1. Communication: I expect the person to understand my question, and I would love to understand their answers as well. MTI is acceptable, but that doesn't imply that the conversation is rendered as a song-and-dance sequence. Moreover, spelling mistakes on the resume is a red flag. I had someone who wrote "Good dessision maker", "hared worker" & "proffessional."
2. Tell me about yourself: I am hard-working, dedicated and a quick-learner. At one point of time, everyone I interviewed (10 in a day) were quick-learners, hard-working and dedicated. I don't expect my team to work for 12 hours, rather I'd prefer smart workers who can manage their time well. When people come up and say they are dedicated, I ask them if they were dedicated to their studies. Since they couldn't muster enough dedication for that, it would be unlikely with work as well.
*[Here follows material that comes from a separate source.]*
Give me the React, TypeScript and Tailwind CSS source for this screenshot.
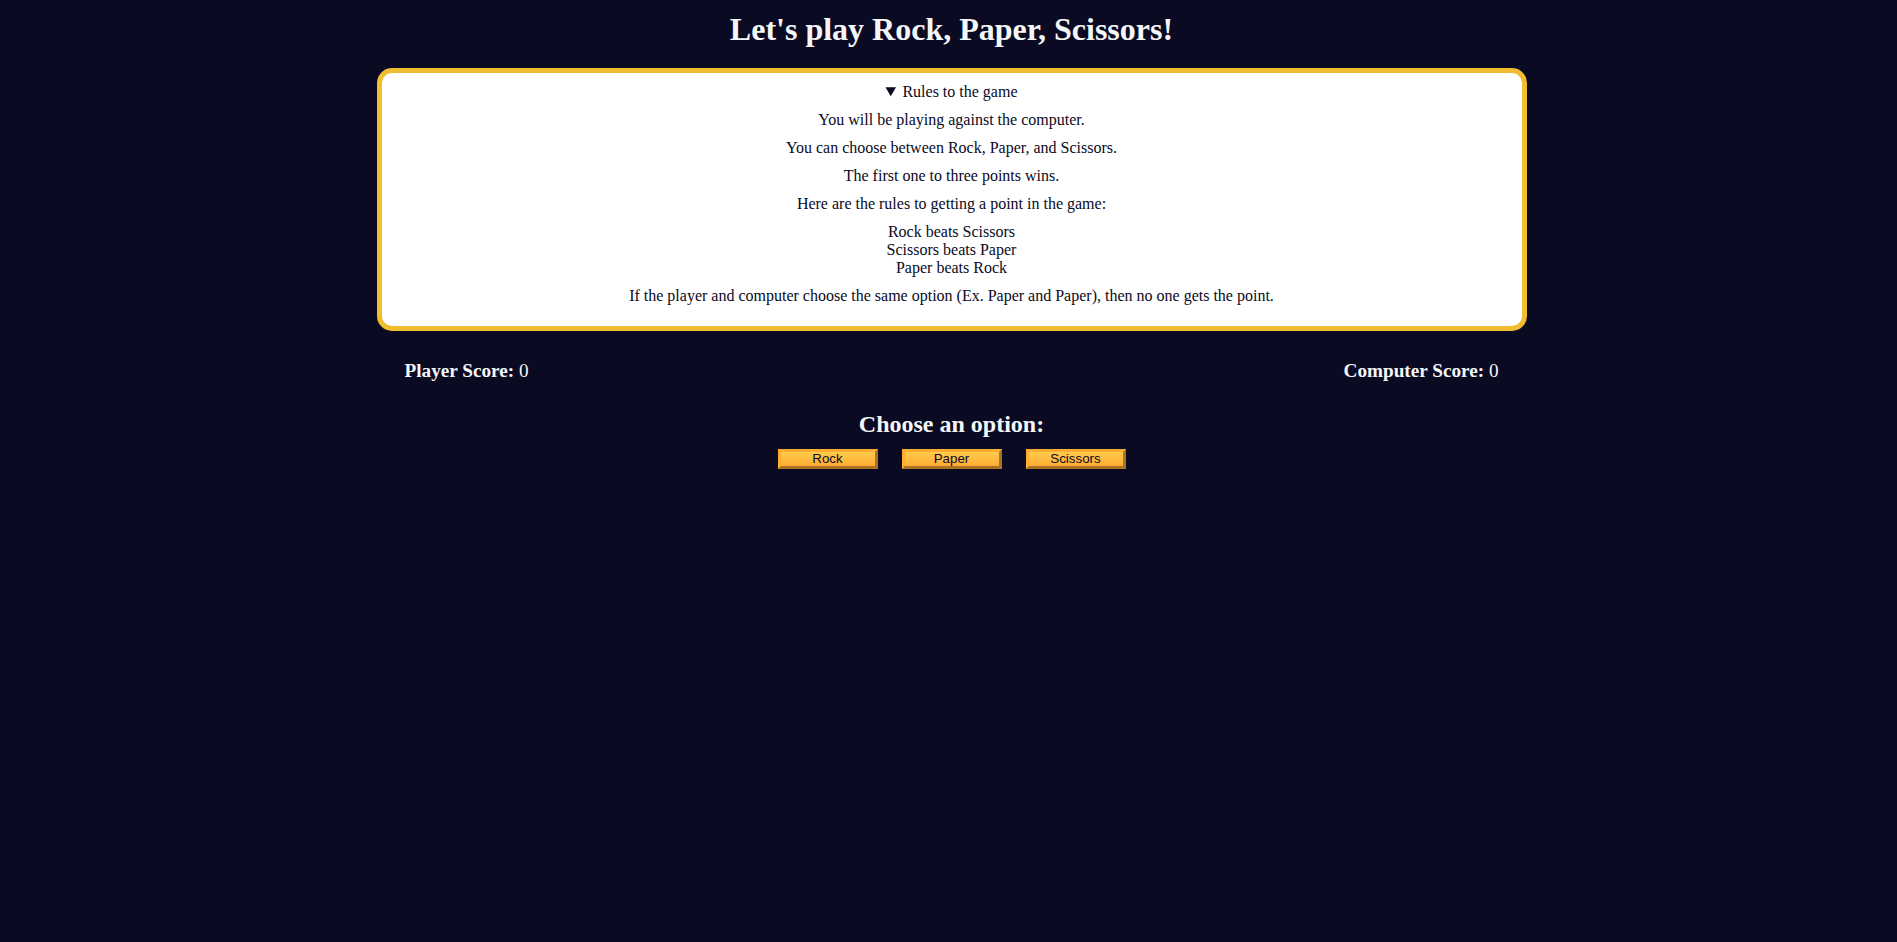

I would love to ask the quick learners to try Euclidean Geometry for starters.  Other common strengths include go-getters and never-say-die attitude. I give random puzzles to the latter, and they say it's not solvable within 2 minutes.
3. Weaknesses: I appreciate people who actually know their weaknesses. Some of them walk into the room stating they don't have any, some others state that they wouldn't want to reveal it (right out of the HR gospels). Nobody is perfect is what one person told me.
4. Dress to the occasion: The freedom to choose their clothing doesn't mean that a pair of low-waist jeans and un-buttoned shirt forms the attire. Add to it an unshaven face and unruly, long hair. I'll ensure that the security doesn't let you in.

5. Attitude: I love people with attitude. As long as it stays beyond the first 10 minutes. If you manage to stay in the room for 10 minutes.
6. Honesty: 'The best part about being truthful is that you don't have to remember what you said." It might sound irritating for a genuine candidate but the best way for any interviewer is to ask the same questions twice during the interview.
7. Career plans: A candidate with an MBA in HR and loves recruitment (claims so);
Me: Where do you see yourself 1 year from now?
Candidate: HR Manager
Me: Great, and 3 years from now?
C: Businessman.
Me: Sighs.
8. Hobbies: Please do not copy paste this part of the resume from someone else. It's a humble request. I've spoken to candidates who claim reading as their major hobby. It's fine, even I like books. But, if you've read one book (5-point someone because my friend forced me to read it) in the last 5 years, mention it in achievements. Expect the interviewer to ask questions about the last book that you've read or the movie you've watched. I had one person tell me 5 hobbies. None of them were on the resume (he had no clue about the actual ones mentioned in the resume as if to suggest that I had put it up for him).
9. Reasons for change: Better growth. Totally understandable. Better work environment. True. But, not at the rate of 4 companies/year. Exponential growth is only in boardroom meetings, not career prospects.
10: Resume: A resume can tell you a lot of things about a person. And looking at it again while a person speaks about himself will tell you everything else that's left out. Prepare a concise, personalized resume. Moreover, ask about the job and how you would fit in the scheme of things.
11: Salary expectations: One wrong answer and one wrong question. Wrong Answer: Company standards. Your compensation is directly proportional to your ability, current salary & expectations. Think about your realistic expectations before attending the interview. Wrong Question: How much will you pay for this job? Read the above once again.
     Any Questions?

     I don't hire people based on their academics (few could have fared worse than me), family background, caste, creed or religion. There are 3 parameters that I try to gauge over the 20-minute period that I spend with them. Communication skill (as mentioned above), Attitude & Basics of recruitment (for freshers I would prefer some sort of creativity). I also check whether their nature would fit the work environment (I've had an unpleasant experience in the past). A great recruiter needs to reach out to the masses and the ideal candidate would love talking to people. Lastly, I let people know why they are hired or rejected from the company's perspective.


  1. wow... lovely post :) am yet to attend an interview
    will keep this post in my mind..
    Keep sharing :)

  2. Interestin insight into a recruiter's mind... Nice!!!